State the number of lines below in which the word "index" appears. Nothing else belongs in the answer.
— Start of Source material —
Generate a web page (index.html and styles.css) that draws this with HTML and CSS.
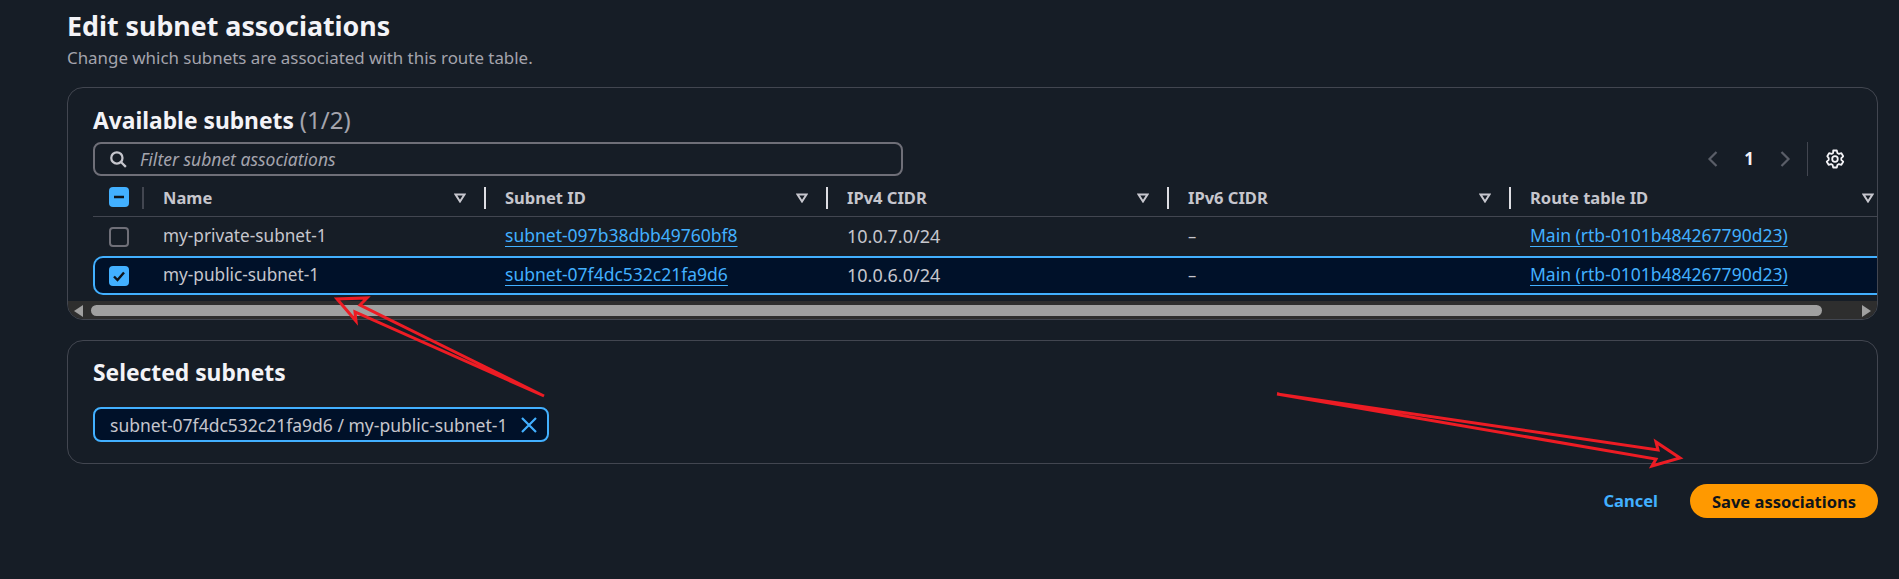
FILE: index.html
```html
<!DOCTYPE html>
<html lang="en">
<head>
<meta charset="utf-8">
<title>Edit subnet associations</title>
<link rel="stylesheet" href="styles.css">
</head>
<body>
<main class="page">
  <h1 class="title">Edit subnet associations</h1>
  <p class="subtitle">Change which subnets are associated with this route table.</p>

  <section class="panel panel-table">
    <h2 class="panel-heading">Available subnets <span class="count">(1/2)</span></h2>
    <div class="toolbar">
      <div class="filter">
        <svg class="filter-icon" viewBox="0 0 16 16"><circle cx="7" cy="7" r="5"/><path d="M10.6 10.6 15 15"/></svg>
        <span class="filter-text">Filter subnet associations</span>
      </div>
      <div class="pager">
        <svg class="chev" viewBox="0 0 12 16"><path d="M9.5 1 2.500 8l7 7"/></svg>
        <span class="page-num">1</span>
        <svg class="chev" viewBox="0 0 12 16"><path d="M2.500 1l7 7-7 7"/></svg>
        <span class="pager-sep"></span>
        <svg class="gear" viewBox="0 0 20 20"><circle cx="10" cy="10" r="2.800"/><path d="M8.200 1.500h3.600l.6 2.500 1.500.9 2.500-.7 1.800 3.100-1.900 1.800v1.800l1.900 1.800-1.800 3.100-2.500-.7-1.500.9-.6 2.500H8.200l-.6-2.500-1.500-.9-2.500.7-1.800-3.100 1.900-1.800V9.100L2.300 7.300l1.800-3.100 2.500.7 1.500-.9z"/></svg>
      </div>
    </div>

    <div class="grid-row head-row">
      <div class="cell-check head-check"><span class="check check-on"><svg viewBox="0 0 20 20"><path class="mark" d="M5 10h10"/></svg></span></div>
      <div class="head-cell head-first"><span>Name</span><svg class="sort" viewBox="0 0 12 10"><path d="M1.500 1.500h9L6 8.500z"/></svg></div>
      <div class="head-cell"><span>Subnet ID</span><svg class="sort" viewBox="0 0 12 10"><path d="M1.500 1.500h9L6 8.500z"/></svg></div>
      <div class="head-cell"><span>IPv4 CIDR</span><svg class="sort" viewBox="0 0 12 10"><path d="M1.500 1.500h9L6 8.500z"/></svg></div>
      <div class="head-cell"><span>IPv6 CIDR</span><svg class="sort" viewBox="0 0 12 10"><path d="M1.500 1.500h9L6 8.500z"/></svg></div>
      <div class="head-cell head-last"><span>Route table ID</span><svg class="sort" viewBox="0 0 12 10"><path d="M1.500 1.500h9L6 8.500z"/></svg></div>
    </div>

    <div class="grid-row body-row">
      <div class="cell-check"><span class="check"></span></div>
      <div class="cell cell-name">my-private-subnet-1</div>
      <div class="cell"><a class="link" href="#">subnet-097b38dbb49760bf8</a></div>
      <div class="cell cell-num">10.0.7.0/24</div>
      <div class="cell">–</div>
      <div class="cell"><a class="link" href="#">Main (rtb-0101b484267790d23)</a></div>
    </div>
    <div class="grid-row body-row row-selected">
      <div class="cell-check"><span class="check check-on"><svg viewBox="0 0 20 20"><path class="mark" d="M5 10.500l3.500 3.500L15 6.500"/></svg></span></div>
      <div class="cell cell-name">my-public-subnet-1</div>
      <div class="cell"><a class="link" href="#">subnet-07f4dc532c21fa9d6</a></div>
      <div class="cell cell-num">10.0.6.0/24</div>
      <div class="cell">–</div>
      <div class="cell"><a class="link" href="#">Main (rtb-0101b484267790d23)</a></div>
    </div>

    <div class="scrollbar">
      <svg class="scroll-arrow" viewBox="0 0 9 12"><path d="M9 0v12L0 6z"/></svg>
      <div class="scroll-thumb"></div>
      <svg class="scroll-arrow" viewBox="0 0 9 12"><path d="M0 0v12l9-6z"/></svg>
    </div>
  </section>

  <section class="panel panel-selected">
    <h2 class="panel-heading">Selected subnets</h2>
    <div class="token">
      <span>subnet-07f4dc532c21fa9d6 / my-public-subnet-1</span>
      <svg class="token-x" viewBox="0 0 16 16"><path d="M1 1l14 14M15 1 1 15"/></svg>
    </div>
  </section>

  <footer class="actions">
    <a class="cancel" href="#">Cancel</a>
    <button class="save" type="button">Save associations</button>
  </footer>
</main>

<svg class="annotations" viewBox="0 0 1899 579">
  <path d="M544 396 360 305 367 298 337 299 356 321 355 312z"/>
  <path d="M1277 394 1658 450 1656 442 1680 458 1652 466 1656 459z"/>
</svg>
</body>
</html>
```
FILE: styles.css
```css
* { box-sizing: border-box; }
html, body { margin: 0; height: 100%; }
body {
  background: #161d26;
  color: #c6c6cd;
  font-family: "Noto Sans", "Open Sans", sans-serif;
  font-size: 16.500px;
  line-height: 20px;
  overflow: hidden;
}
.page { padding: 11px 21px 0 67px; }
.title {
  margin: 0;
  font-size: 26.800px;
  line-height: 30px;
  font-weight: 700;
  color: #f3f3f7;
}
.subtitle {
  margin: 7px 0 0;
  font-size: 16.900px;
  line-height: 20px;
  color: #a4a4ad;
}
.panel {
  border: 1px solid #424650;
  border-radius: 16px;
  overflow: hidden;
}
.panel-table { margin-top: 19px; height: 233px; padding-top: 20px; }
.panel-selected { margin-top: 20px; height: 124px; padding: 20px 0 0 25px; }
.panel-heading {
  margin: 0;
  font-size: 22.800px;
  line-height: 24px;
  font-weight: 700;
  color: #f3f3f7;
}
.panel-table .panel-heading { margin-left: 25px; }
.count { font-size: 24px; font-weight: 400; color: #a4a4ad; }
.toolbar {
  display: flex;
  justify-content: space-between;
  margin: 9px 0 0 25px;
  height: 34px;
}
.filter {
  display: flex;
  align-items: center;
  width: 810px;
  height: 34px;
  padding-left: 14px;
  border: 2px solid #6f6f78;
  border-radius: 8px;
}
.filter-icon {
  width: 18px;
  height: 18px;
  fill: none;
  stroke: #c6c6cd;
  stroke-width: 2;
}
.filter-text { margin-left: 13px; font-size: 17.500px; font-style: italic; color: #a4a4ad; }
.pager { display: flex; align-items: center; padding-right: 32px; height: 34px; }
.chev {
  width: 12px;
  height: 16px;
  fill: none;
  stroke: #5a5e68;
  stroke-width: 2.200;
}
.page-num { width: 60px; text-align: center; font-size: 17px; font-weight: 700; color: #f3f3f7; }
.pager-sep { width: 1px; height: 34px; margin: 0 17px 0 16px; background: #424650; }
.gear {
  width: 20px;
  height: 20px;
  fill: none;
  stroke: #f3f3f7;
  stroke-width: 1.800;
  stroke-linejoin: round;
}
.grid-row {
  display: grid;
  grid-template-columns: 49px 342px 342px 341px 342px 1fr;
  margin-left: 25px;
}
.head-row {
  height: 41px;
  padding-top: 11px;
  border-bottom: 1px solid #424650;
  align-items: start;
}
.head-cell {
  display: flex;
  justify-content: space-between;
  align-items: center;
  height: 22px;
  padding: 0 18px 0 19px;
  border-left: 2px solid #dedee3;
  font-weight: 700;
}
.head-first { border-left-color: #424650; }
.head-last { padding-right: 3px; }
.sort {
  width: 12px;
  height: 10px;
  fill: none;
  stroke: #c6c6cd;
  stroke-width: 2;
}
.cell-check { display: flex; align-items: center; padding-left: 16px; }
.head-check { height: 20px; }
.check {
  display: block;
  width: 20px;
  height: 20px;
  border: 2px solid #6f6f78;
  border-radius: 4px;
}
.check-on { border: 0; background: #42b0ff; }
.check svg { display: block; width: 20px; height: 20px; }
.mark { fill: none; stroke: #0f141a; stroke-width: 2.400; }
.body-row { height: 39px; align-items: center; }
.cell { padding: 0 0 2px 21px; white-space: nowrap; }
.cell-name { font-size: 17.200px; }
.cell-num { font-size: 18px; }
.row-selected {
  grid-template-columns: 47px 342px 342px 341px 342px 1fr;
  background: #001129;
  border: solid #42b0ff;
  border-width: 2px 0 2px 2px;
  border-radius: 10px 0 0 10px;
}
.row-selected .cell-check { padding-left: 14px; }
.link {
  color: #42b0ff;
  font-size: 17.500px;
  text-decoration: underline;
  text-decoration-thickness: 1px;
  text-underline-offset: 4px;
}
.scrollbar {
  display: flex;
  align-items: center;
  height: 19px;
  margin-top: 6px;
  padding: 0 6px;
  background: #2e2e2e;
}
.scroll-arrow { width: 9px; height: 12px; fill: #a0a0a0; flex: none; }
.scroll-thumb {
  height: 11px;
  flex: 1;
  margin: 0 40px 0 8px;
  border-radius: 6px;
  background: #a0a0a0;
}
.token {
  display: inline-flex;
  align-items: center;
  gap: 14px;
  height: 35px;
  margin-top: 22px;
  padding: 0 10px 0 15px;
  font-size: 17.500px;
  background: #001129;
  border: 2px solid #42b0ff;
  border-radius: 8px;
  color: #c6c6cd;
}
.token-x {
  width: 16px;
  height: 16px;
  fill: none;
  stroke: #42b0ff;
  stroke-width: 2.200;
}
.actions {
  display: flex;
  justify-content: flex-end;
  align-items: center;
  gap: 32px;
  margin-top: 20px;
}
.cancel { color: #42b0ff; font-weight: 700; text-decoration: none; }
.save {
  height: 34px;
  width: 188px;
  border: 0;
  border-radius: 17px;
  background: #ff9900;
  color: #0f141a;
  font: 700 16.500px "Noto Sans", "Open Sans", sans-serif;
}
.annotations {
  position: absolute;
  left: 0;
  top: 0;
  width: 1899px;
  height: 579px;
  fill: none;
  stroke: #ed1c24;
  stroke-width: 3;
  pointer-events: none;
}
```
— End of Source material —
*Solution for this problem*
2